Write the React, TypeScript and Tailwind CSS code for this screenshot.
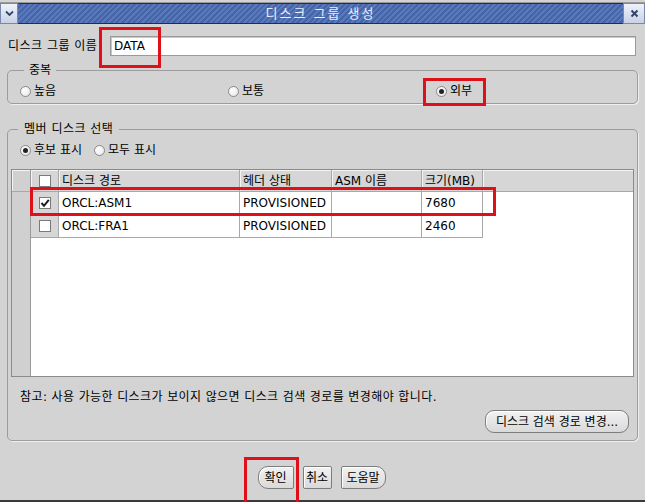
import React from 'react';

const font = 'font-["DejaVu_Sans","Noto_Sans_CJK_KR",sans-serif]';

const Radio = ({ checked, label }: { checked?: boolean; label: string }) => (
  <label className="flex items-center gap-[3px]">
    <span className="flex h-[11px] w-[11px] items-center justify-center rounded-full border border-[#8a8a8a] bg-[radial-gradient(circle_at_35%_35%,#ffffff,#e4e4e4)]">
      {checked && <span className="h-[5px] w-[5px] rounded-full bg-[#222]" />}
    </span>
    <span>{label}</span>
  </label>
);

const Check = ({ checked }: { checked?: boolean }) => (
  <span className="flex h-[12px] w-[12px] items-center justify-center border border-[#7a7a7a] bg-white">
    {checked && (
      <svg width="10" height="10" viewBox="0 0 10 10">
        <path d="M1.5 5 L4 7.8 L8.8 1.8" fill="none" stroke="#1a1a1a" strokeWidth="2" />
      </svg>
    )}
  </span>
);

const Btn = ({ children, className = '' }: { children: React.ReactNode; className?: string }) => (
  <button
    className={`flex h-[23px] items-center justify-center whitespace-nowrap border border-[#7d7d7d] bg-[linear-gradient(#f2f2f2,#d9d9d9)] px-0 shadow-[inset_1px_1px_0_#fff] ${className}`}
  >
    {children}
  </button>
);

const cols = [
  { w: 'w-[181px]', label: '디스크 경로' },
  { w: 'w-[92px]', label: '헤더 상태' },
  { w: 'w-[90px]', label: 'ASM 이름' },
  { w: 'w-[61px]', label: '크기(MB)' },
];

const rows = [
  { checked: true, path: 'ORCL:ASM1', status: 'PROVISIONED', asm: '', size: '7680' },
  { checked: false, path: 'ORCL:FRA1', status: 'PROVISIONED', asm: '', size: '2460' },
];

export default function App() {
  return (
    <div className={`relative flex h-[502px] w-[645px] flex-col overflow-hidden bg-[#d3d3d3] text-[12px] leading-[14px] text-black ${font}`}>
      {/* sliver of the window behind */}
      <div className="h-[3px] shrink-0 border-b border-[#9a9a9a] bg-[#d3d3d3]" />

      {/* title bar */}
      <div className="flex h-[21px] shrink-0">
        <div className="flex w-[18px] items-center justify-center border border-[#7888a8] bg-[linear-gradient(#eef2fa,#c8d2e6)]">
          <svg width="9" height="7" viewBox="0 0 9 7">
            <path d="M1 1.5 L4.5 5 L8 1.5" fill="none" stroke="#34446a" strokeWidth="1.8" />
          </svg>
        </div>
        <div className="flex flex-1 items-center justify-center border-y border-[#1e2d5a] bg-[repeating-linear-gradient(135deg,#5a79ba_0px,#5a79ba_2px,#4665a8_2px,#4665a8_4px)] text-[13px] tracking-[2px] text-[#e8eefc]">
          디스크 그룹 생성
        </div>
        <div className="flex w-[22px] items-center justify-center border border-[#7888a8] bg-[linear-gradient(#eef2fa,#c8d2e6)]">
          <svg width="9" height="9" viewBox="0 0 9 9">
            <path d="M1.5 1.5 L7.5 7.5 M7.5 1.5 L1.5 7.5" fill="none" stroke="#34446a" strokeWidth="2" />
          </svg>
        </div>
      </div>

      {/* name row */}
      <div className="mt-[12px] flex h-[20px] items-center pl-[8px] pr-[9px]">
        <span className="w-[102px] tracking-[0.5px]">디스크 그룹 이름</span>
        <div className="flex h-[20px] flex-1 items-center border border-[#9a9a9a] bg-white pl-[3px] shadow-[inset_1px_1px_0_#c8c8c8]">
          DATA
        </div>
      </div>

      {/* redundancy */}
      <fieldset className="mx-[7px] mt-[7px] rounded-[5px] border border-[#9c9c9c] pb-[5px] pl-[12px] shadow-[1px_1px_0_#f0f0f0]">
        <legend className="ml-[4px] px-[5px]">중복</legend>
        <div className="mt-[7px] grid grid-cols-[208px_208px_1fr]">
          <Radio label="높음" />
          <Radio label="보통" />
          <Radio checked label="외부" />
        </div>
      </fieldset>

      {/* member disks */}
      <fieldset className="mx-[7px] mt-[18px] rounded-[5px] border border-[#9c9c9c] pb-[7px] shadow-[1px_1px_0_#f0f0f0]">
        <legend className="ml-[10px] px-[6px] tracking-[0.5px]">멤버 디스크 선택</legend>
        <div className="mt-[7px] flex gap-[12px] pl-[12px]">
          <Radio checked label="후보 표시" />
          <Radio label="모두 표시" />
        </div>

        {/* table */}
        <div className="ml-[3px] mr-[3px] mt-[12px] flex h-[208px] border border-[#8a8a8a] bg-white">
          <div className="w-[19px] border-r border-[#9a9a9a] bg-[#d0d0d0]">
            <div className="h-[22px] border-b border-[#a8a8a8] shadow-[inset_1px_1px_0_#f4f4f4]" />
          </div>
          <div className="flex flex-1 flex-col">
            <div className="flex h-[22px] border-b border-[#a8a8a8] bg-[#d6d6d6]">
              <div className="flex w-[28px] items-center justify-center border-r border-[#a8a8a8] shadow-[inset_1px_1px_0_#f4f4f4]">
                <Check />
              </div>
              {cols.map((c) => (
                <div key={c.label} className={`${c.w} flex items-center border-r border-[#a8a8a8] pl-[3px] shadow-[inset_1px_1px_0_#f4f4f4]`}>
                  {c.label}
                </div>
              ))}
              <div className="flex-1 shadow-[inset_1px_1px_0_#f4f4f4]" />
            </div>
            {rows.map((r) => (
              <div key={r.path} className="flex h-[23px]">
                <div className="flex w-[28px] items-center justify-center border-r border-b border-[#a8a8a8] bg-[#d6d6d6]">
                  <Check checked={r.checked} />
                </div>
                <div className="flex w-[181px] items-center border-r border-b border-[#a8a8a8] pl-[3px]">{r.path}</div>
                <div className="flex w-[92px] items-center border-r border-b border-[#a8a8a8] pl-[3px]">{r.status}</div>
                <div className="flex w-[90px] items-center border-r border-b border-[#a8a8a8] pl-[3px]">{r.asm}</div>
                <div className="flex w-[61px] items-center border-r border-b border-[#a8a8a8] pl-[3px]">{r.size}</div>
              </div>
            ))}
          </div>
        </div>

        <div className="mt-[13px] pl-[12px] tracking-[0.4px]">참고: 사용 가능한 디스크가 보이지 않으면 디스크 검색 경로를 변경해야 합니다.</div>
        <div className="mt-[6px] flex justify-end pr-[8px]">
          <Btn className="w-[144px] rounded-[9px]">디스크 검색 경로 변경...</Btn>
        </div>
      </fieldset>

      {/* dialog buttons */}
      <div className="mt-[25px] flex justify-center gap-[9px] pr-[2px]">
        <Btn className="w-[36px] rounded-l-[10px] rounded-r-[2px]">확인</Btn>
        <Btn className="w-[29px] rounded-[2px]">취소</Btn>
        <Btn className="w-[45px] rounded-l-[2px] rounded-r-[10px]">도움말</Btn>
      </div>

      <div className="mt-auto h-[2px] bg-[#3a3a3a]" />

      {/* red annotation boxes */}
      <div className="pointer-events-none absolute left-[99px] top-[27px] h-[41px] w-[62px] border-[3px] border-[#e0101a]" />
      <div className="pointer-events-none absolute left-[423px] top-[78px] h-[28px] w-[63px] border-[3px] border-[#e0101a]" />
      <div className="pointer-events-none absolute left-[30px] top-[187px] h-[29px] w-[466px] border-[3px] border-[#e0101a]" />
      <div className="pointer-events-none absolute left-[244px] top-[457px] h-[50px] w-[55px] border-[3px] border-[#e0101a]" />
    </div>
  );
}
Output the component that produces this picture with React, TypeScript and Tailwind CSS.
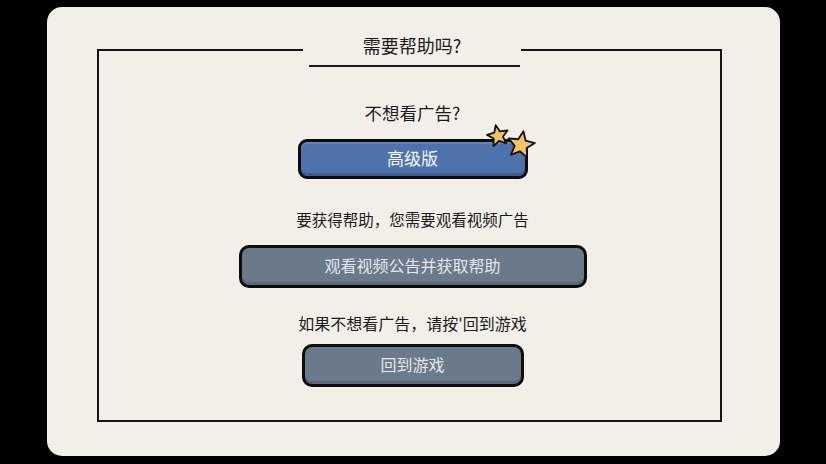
####
WHAT YOU WILL DO: Look for lines containing the string "TypeScript" and copy them all.

REPLY:
Write the React, TypeScript and Tailwind CSS code for this screenshot.
Output the component that produces this picture with React, TypeScript and Tailwind CSS.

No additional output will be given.